The maggots secrete enzymes that liquefy dead tissue, which they then ingest, effectively cleaning the wound and promoting the growth of healthy tissue. Despite the initial “ick factor,” maggot therapy has been shown to be an efficient and cost-effective treatment in certain medical contexts. However, maggot therapy is not without its downsides and is usually reserved for cases where conventional treatments have failed. The psychological discomfort for patients is significant, and there is always a risk of infection if the maggots are not properly sterilized.

While the FDA has approved the use of maggots for treating specific types of wounds, the practice is not widely endorsed for general use due to the availability of other, more accepted medical treatments. Most doctors will recommend alternative wound care options before resorting to maggot therapy.[8]

2 Miracle Mineral Solution: A Dangerous “Cure-All”

Church Pushes ‘Miracle Cure’ That Experts Say Is Dangerous Sham: Part 1

Miracle Mineral Solution (MMS) is marketed by some as a cure-all for a wide range of diseases, from malaria and cancer to autism and HIV. This solution is essentially a mixture of sodium chlorite and an acid, such as citric acid, which forms chlorine dioxide when combined. Chlorine dioxide is a potent industrial bleach, and ingesting it can cause severe side effects, including nausea, vomiting, diarrhea, and dehydration. Despite these risks, MMS continues to be promoted in various alternative health circles, often with claims that are unsupported by scientific evidence.

Regulatory agencies like the FDA have issued warnings about the dangers of MMS, highlighting that it is not only ineffective for treating the conditions it claims to cure but also potentially life-threatening. The FDA has received numerous reports of severe adverse reactions and even deaths linked to the ingestion of MMS. The promotion of this product as a miracle cure is not only misleading but also dangerous, putting vulnerable individuals at risk of serious health complications.

Given the significant health risks and the lack of proven benefits, MMS is widely disapproved by the medical community. Most healthcare professionals strongly advise against using MMS for any purpose, emphasizing the importance of seeking evidence-based treatments for health conditions. The consensus is clear: Miracle Mineral Solution is not a safe or effective treatment, and its use should be avoided to prevent potentially devastating consequences.[9]

1 The Baby Drop: A Shocking Ritual for Good Fortune

Bizarre baby tossing ritual in India

In parts of India, a startling ritual known as “baby dropping” has been practiced for over 700 years, with the belief that it brings good health and luck to infants. This ritual involves dropping babies from a height of approximately 30 to 50 feet off temple roofs into a cloth held by villagers below. It is primarily observed by certain Hindu and Muslim communities, who trust that the practice will ensure their children’s robust health and prosperous futures. The ritual is particularly common in the state of Karnataka, where it continues to attract significant attention and controversy.

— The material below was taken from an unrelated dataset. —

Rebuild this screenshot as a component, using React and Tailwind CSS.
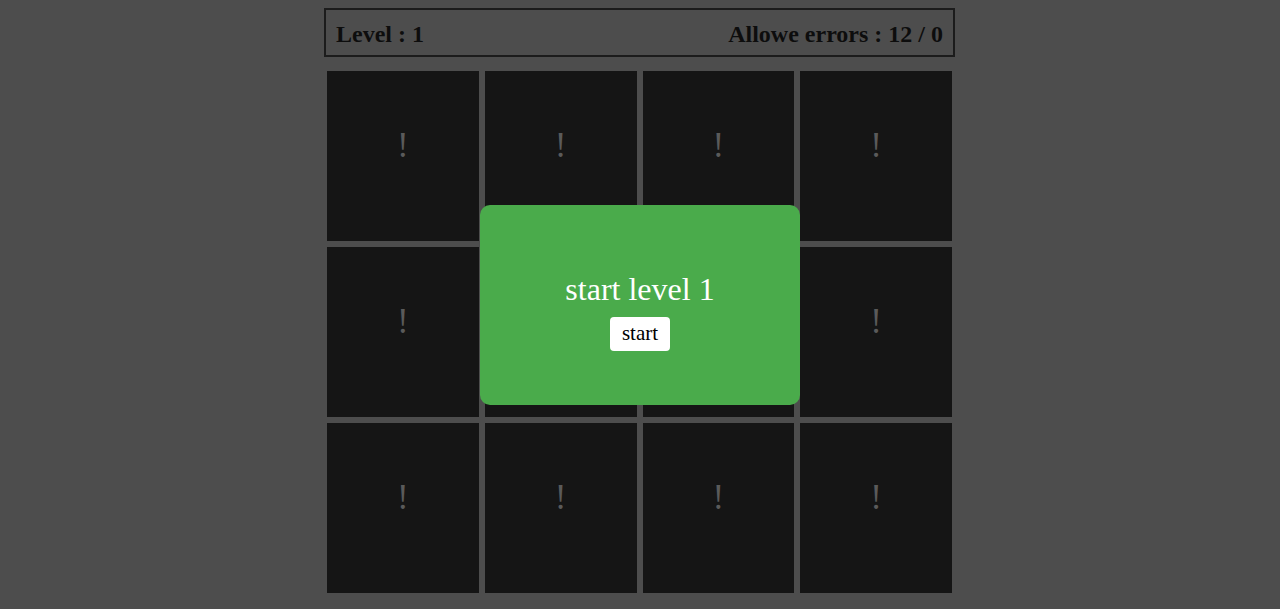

Despite its cultural significance, the practice has been met with widespread condemnation from medical professionals and child welfare advocates who highlight the serious risks involved. Experts warn that dropping infants from such heights, even when caught in a cloth, can cause severe physical and psychological trauma. The potential for injury, including brain damage and developmental issues, is significant, prompting concerns over the well-being of these children. The practice has drawn criticism for being hazardous and anachronistic, given a modern understanding of child health and safety.

Efforts to end the baby drop ritual have increased, with local authorities and human rights organizations working to educate communities about the dangers and encourage safer alternatives. However, the ritual persists in some areas due to deep-seated cultural beliefs and resistance to change. Most health professionals and child advocates urge against continuing this practice, emphasizing that protecting children’s health and safety should take precedence over traditional customs.[10]